---- Material shown

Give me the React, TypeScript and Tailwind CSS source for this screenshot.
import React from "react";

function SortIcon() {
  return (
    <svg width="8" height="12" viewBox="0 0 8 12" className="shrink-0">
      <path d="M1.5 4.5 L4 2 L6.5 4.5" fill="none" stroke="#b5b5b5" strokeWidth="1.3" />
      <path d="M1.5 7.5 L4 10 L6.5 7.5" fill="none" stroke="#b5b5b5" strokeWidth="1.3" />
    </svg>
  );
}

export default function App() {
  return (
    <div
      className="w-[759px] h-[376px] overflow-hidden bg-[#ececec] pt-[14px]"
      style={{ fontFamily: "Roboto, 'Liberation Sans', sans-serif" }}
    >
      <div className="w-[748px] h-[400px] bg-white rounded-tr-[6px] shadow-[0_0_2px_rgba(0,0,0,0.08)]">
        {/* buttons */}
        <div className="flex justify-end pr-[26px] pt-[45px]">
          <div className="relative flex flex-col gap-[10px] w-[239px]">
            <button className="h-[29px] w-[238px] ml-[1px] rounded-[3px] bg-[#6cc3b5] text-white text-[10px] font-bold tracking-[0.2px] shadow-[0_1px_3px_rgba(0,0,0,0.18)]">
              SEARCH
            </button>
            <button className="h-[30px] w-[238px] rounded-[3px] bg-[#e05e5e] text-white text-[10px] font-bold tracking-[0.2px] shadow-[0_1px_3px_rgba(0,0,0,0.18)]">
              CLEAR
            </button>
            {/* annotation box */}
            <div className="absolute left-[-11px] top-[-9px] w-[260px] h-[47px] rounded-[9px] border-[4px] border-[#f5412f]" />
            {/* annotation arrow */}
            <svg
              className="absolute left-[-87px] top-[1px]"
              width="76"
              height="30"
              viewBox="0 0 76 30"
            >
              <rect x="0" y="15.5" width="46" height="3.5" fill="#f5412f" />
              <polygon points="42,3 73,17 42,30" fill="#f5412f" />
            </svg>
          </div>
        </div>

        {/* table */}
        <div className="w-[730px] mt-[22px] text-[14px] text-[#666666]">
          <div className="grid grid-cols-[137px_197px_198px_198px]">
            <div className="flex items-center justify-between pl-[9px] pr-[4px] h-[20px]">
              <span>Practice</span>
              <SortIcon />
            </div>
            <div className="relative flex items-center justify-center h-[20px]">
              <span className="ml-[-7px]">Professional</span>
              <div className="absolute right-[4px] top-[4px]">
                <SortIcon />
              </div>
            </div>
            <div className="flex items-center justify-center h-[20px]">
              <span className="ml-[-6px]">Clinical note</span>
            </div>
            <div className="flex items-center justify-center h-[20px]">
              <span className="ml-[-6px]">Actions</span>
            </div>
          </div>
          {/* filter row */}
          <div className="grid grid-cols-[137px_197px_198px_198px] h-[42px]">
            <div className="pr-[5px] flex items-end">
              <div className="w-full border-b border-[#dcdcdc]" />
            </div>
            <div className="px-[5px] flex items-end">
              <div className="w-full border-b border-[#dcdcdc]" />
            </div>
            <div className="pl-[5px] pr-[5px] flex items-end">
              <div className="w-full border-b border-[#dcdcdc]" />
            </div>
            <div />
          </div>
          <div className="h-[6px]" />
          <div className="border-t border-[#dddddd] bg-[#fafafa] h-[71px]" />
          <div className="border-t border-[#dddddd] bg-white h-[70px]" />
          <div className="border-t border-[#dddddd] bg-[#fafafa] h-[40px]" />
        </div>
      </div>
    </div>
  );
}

--------
---- Material shown

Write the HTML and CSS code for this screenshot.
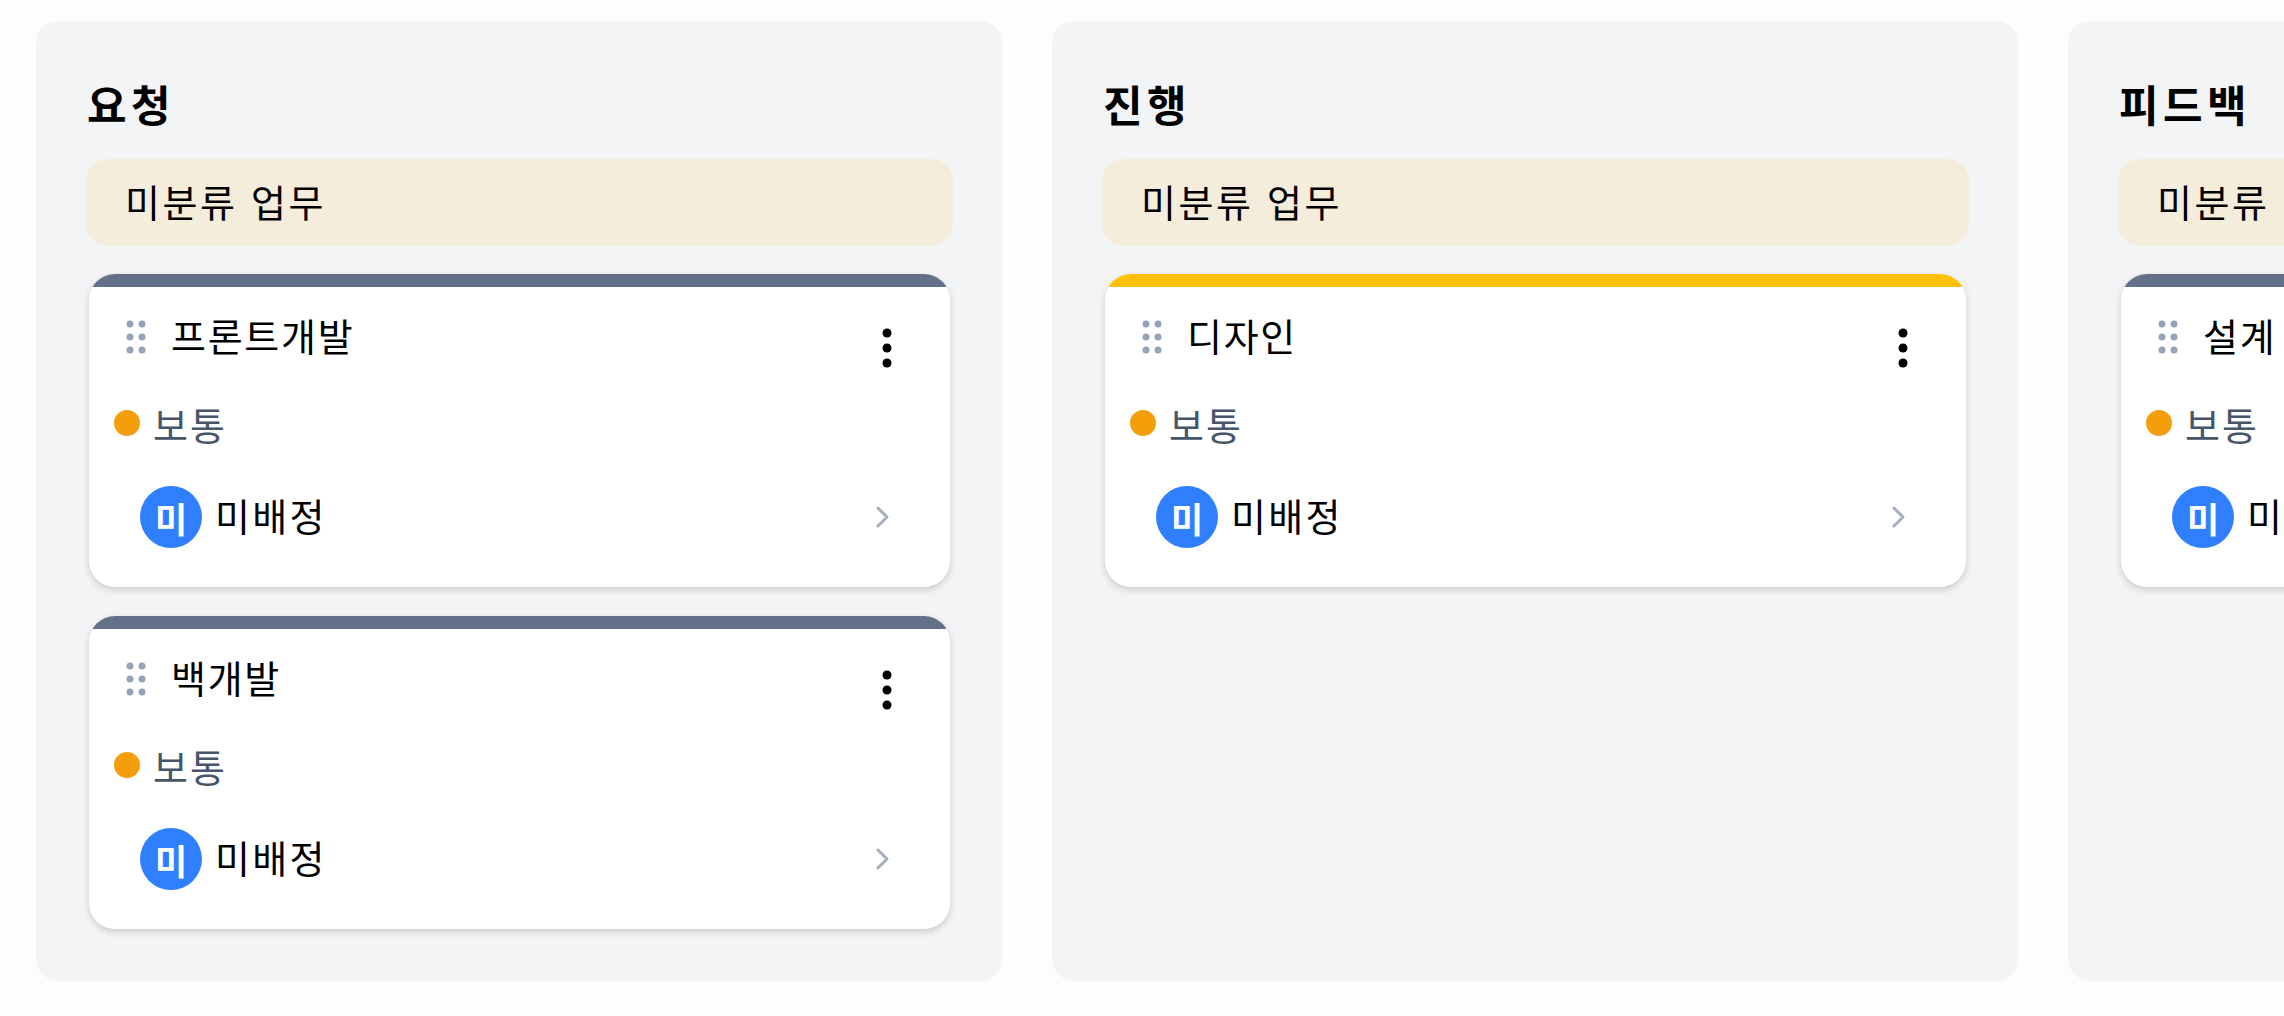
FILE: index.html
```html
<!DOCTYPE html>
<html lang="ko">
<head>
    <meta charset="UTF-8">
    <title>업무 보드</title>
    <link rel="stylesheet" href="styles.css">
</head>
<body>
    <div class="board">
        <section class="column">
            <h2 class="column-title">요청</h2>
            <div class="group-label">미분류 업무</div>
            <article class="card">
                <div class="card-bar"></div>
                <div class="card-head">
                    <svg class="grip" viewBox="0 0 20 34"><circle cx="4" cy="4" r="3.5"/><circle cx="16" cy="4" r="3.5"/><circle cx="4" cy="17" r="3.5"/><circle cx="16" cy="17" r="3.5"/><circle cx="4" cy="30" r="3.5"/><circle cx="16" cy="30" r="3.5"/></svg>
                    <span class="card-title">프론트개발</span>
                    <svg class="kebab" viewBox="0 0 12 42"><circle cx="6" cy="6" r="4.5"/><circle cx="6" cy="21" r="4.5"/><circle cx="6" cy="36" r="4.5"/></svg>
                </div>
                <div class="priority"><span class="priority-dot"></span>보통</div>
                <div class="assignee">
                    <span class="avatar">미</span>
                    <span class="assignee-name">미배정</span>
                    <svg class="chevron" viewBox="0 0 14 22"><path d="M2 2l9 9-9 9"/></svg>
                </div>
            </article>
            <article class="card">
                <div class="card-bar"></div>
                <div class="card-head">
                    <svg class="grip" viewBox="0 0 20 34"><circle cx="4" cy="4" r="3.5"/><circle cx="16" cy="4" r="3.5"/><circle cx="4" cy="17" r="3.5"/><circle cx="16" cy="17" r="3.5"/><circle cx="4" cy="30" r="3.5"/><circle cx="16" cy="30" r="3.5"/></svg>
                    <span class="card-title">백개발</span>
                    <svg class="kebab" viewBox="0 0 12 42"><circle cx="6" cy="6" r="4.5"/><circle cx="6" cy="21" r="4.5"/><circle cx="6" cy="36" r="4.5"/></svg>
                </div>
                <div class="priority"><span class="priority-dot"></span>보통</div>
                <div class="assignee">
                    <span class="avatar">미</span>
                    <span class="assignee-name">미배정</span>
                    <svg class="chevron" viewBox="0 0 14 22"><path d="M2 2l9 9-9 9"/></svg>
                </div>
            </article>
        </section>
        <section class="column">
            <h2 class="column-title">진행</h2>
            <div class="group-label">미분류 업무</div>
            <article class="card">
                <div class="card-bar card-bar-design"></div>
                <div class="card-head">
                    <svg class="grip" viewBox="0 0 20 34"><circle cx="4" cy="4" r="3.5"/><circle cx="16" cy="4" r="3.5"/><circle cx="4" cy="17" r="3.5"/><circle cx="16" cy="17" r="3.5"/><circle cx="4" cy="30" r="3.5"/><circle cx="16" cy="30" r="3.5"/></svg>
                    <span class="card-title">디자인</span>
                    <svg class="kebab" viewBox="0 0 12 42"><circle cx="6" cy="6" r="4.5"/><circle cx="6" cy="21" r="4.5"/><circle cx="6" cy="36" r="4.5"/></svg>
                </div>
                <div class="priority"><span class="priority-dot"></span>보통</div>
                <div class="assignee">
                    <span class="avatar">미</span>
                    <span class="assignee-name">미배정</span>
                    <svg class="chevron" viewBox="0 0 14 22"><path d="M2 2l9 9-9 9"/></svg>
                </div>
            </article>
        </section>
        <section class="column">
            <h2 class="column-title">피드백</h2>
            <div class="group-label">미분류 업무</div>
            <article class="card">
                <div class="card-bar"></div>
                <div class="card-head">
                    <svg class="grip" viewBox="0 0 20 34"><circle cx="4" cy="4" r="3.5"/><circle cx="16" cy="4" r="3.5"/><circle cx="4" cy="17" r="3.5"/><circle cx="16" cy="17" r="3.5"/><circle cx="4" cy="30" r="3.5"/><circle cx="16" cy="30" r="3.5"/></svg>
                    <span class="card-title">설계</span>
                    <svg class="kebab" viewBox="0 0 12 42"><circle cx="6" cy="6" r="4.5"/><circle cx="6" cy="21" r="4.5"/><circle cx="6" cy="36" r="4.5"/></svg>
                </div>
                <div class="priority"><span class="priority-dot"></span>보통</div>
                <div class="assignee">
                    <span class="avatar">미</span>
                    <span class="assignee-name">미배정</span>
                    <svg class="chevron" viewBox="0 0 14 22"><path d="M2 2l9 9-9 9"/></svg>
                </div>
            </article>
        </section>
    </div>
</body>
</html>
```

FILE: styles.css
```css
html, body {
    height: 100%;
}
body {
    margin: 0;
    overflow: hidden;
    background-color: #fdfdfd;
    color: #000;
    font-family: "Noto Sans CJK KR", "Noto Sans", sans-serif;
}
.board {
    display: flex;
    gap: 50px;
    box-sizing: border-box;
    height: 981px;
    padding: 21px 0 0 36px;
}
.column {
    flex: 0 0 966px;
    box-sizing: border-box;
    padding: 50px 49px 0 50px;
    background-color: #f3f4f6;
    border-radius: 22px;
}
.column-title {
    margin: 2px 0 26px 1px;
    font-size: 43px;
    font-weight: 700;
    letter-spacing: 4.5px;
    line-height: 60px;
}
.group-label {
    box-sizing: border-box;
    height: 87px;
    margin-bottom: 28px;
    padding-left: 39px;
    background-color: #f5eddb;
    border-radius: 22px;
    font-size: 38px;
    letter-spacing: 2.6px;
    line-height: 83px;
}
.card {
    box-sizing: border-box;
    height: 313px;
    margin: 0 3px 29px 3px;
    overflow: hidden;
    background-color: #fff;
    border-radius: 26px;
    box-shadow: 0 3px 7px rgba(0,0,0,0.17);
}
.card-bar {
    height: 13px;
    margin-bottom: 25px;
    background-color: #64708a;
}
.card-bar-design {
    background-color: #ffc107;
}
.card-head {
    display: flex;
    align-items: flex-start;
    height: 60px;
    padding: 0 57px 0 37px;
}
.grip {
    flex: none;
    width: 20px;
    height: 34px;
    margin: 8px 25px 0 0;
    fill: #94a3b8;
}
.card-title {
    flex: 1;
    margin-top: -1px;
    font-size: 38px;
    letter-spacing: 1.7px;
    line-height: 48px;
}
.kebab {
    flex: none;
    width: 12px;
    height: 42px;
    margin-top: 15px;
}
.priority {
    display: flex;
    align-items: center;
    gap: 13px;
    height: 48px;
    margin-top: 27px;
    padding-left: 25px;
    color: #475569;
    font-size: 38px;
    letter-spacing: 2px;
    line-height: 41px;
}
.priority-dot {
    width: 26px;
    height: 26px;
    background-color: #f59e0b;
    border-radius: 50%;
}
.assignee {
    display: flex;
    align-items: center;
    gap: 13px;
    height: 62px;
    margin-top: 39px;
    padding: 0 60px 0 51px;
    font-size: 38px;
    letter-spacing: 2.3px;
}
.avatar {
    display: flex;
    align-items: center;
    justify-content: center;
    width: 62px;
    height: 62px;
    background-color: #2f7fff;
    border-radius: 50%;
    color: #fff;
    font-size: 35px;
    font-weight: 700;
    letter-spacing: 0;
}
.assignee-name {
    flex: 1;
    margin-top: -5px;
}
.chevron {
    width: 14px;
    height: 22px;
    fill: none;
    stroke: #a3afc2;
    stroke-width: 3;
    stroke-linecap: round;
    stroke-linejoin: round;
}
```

--------

**Stated goal:**
Reproduce, without alteration, solely the lines beginning at the line that includes "Give me the" and ending at the line that includes "import React from", both lines included.

**The response:**
Give me the React, TypeScript and Tailwind CSS source for this screenshot.
import React from "react";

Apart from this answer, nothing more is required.